I'm sitting in an airport departure lounge (Copenhagen — price to get here by train from Malmö: 107 Swedish Kroner, or somewhere between £10 and £11) so it must be time to blog.

Here's a picture of a twisty tower they have in Malmö:

It's called the "Turning Torso", which I hope is Swedish for "twisty tower" and not "turning torso".

What did I know about Malmö before I came here? Well, I knew it was in Sweden, I knew it traded with the Hanseatic League in the late Middle Ages (on account of having played The Patrician — good for wool, not bad for cloth, pig iron, leather and meat), I knew it was connected to Copenhagen by bridge (but not the size of the toll), and I knew it had this statue:

I think it's a statement about Swedish neutrality.

This is an entertaining piece:


Old meets new:

Actually, the McDonalds may be the older, as the griffon statue is dated 1999.

If ever Second Life breaks into the mainstream globally, I foresee trademark problems...


Well, that's one way to stop anyone from stealing your bike, I suppose:


I used to teach people to program in this language in the late 1980s:


Either this doesn't mean what it looks like it means, or Sweden's druids are a bit more contemporary than ours back in the UK:


Worth photographing, but not worth buying then attempting to get through customs:


I saw this statue/fountain combo and decided to take a picture:

The guy on the bike behind the statue was picking up a coke can and a paper plate that had been left by a couple of teenaged boys about a minute earlier. I'd seen them leave their rubbish behind, and could have binned it myself, but I thought I'd tarry awhile to see how Swedes reacted to the mess.
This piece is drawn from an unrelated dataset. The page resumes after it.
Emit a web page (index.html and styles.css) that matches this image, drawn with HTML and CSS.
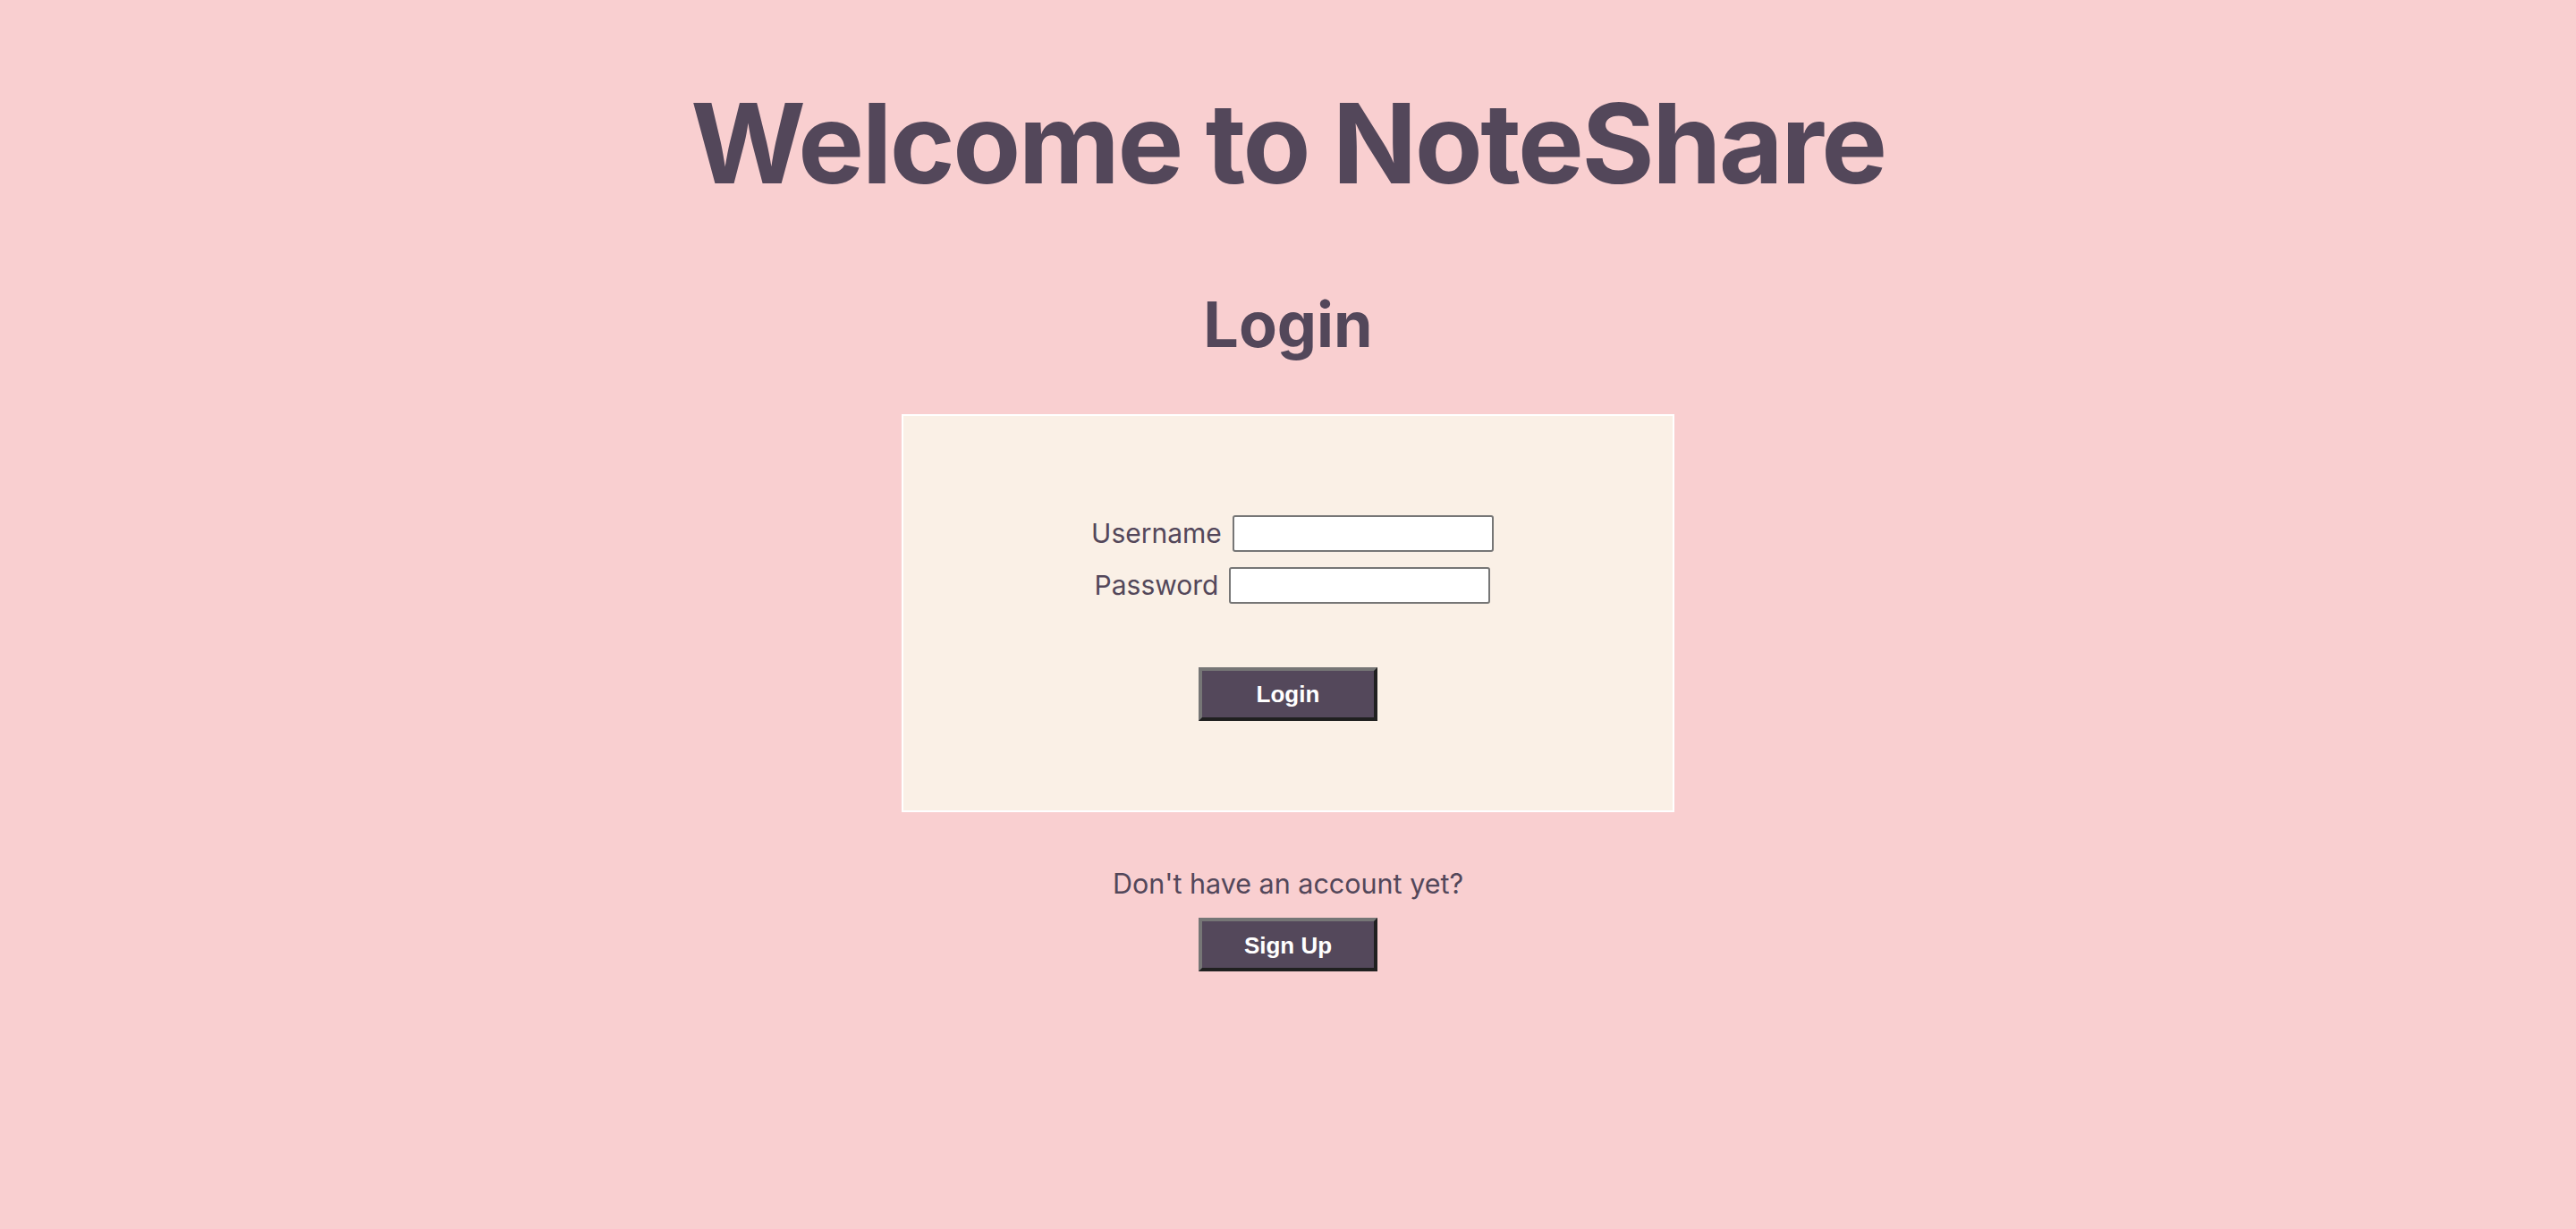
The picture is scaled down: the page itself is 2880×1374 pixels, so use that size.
FILE: index.html
```html
<!DOCTYPE html>
<html lang="en">
<head>
<meta charset="utf-8">
<title>NoteShare</title>
<link rel="stylesheet" href="styles.css">
</head>
<body>
<main class="page">
  <h1 class="title">Welcome to NoteShare</h1>
  <h2 class="subtitle">Login</h2>
  <form class="login-box">
    <div class="fields">
      <div class="field-row">
        <label class="field-label" for="username">Username</label>
        <input class="field-input" id="username" type="text">
      </div>
      <div class="field-row">
        <label class="field-label" for="password">Password</label>
        <input class="field-input" id="password" type="password">
      </div>
    </div>
    <button class="btn" type="button">Login</button>
  </form>
  <p class="signup-text">Don't have an account yet?</p>
  <button class="btn" type="button">Sign Up</button>
</main>
</body>
</html>
```
FILE: styles.css
```css
html, body {
  margin: 0;
  padding: 0;
}

body {
  background: #f9cfd0;
  color: #53475a;
  font-family: "Inter", "Noto Sans", sans-serif;
  min-height: 100vh;
}

.page {
  display: flex;
  flex-direction: column;
  align-items: center;
  padding-top: 86px;
}

.title {
  margin: 0;
  font-size: 124px;
  line-height: 1.2;
  font-weight: 700;
  letter-spacing: -2.5px;
}

.subtitle {
  margin: 86px 0 0;
  font-size: 70px;
  line-height: 1.2;
  font-weight: 700;
}

.login-box {
  box-sizing: border-box;
  width: 864px;
  margin-top: 58px;
  padding: 111px 0 100px;
  background: #faf0e6;
  border: 2px solid #ffffff;
  display: flex;
  flex-direction: column;
  align-items: center;
}

.fields {
  display: flex;
  flex-direction: column;
  align-items: center;
  gap: 17px;
  padding-left: 10px;
}

.field-row {
  display: flex;
  align-items: center;
  gap: 12px;
}

.field-label {
  font-size: 30px;
  line-height: 1;
}

.field-input {
  box-sizing: border-box;
  width: 292px;
  height: 41px;
  margin: 0;
  border: 2px solid #767676;
  border-radius: 3px;
  background: #ffffff;
  font-size: 22px;
  padding: 2px 6px;
}

.btn {
  box-sizing: border-box;
  width: 200px;
  height: 60px;
  margin: 0;
  margin-top: 71px;
  padding: 2px 0 0;
  background: #54485b;
  color: #ffffff;
  font-family: "Liberation Sans", Arial, sans-serif;
  font-weight: 700;
  font-size: 26px;
  border-style: solid;
  border-width: 4px;
  border-color: #767676 #202020 #202020 #767676;
  cursor: pointer;
}

.signup-text {
  margin: 62px 0 0;
  font-size: 30.5px;
  line-height: 1.2;
}

.signup-text + .btn {
  margin-top: 20px;
}
```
Answer: much better than Brits would.

This fountain stopped working when I was about to photograph it, so I walked away and then it came on again.

I think it may be coin-operated, as those people to the right of it seemed to be at a set of controls and acted as if it were "their" fountain.

I suspect this guy may have permission to do this. You could smell his spray paint half a street away.


I quite liked this chap:

Malmö has quite a few elegant buildings, but not as many old ones as I thought it would, given that unlike many European cities it didn't have bombs raining down on it in the middle of the 20th century (see statue of gun above — although a lot of good that would have done you, Sweden, if the British, Americans and Russians hadn't taken on the Nazis).

Here's a fountain in front of the town hall, featuring a statue of, er, er ... well, featuring a statue, anyway:


Oh my! Those letters can only have fallen off at random, which means..!

It should say ENGELBRATSGATAN, by the way, which is the street name ("gatan" means street or road or something similar).

Here's a wind farm seen from the train from Malmö to Copenhagen:

I saw lots of these last week in Germany, too. It would appear that the citizens of some countries don't regard them as blots on the landscape to be resisted at all costs, unlike the narrow-minded people of England who can't even bear to think that their view of the horizon from the beach may be obstructed by something providing them with low-carbon energy.

Referenced by To Sweden.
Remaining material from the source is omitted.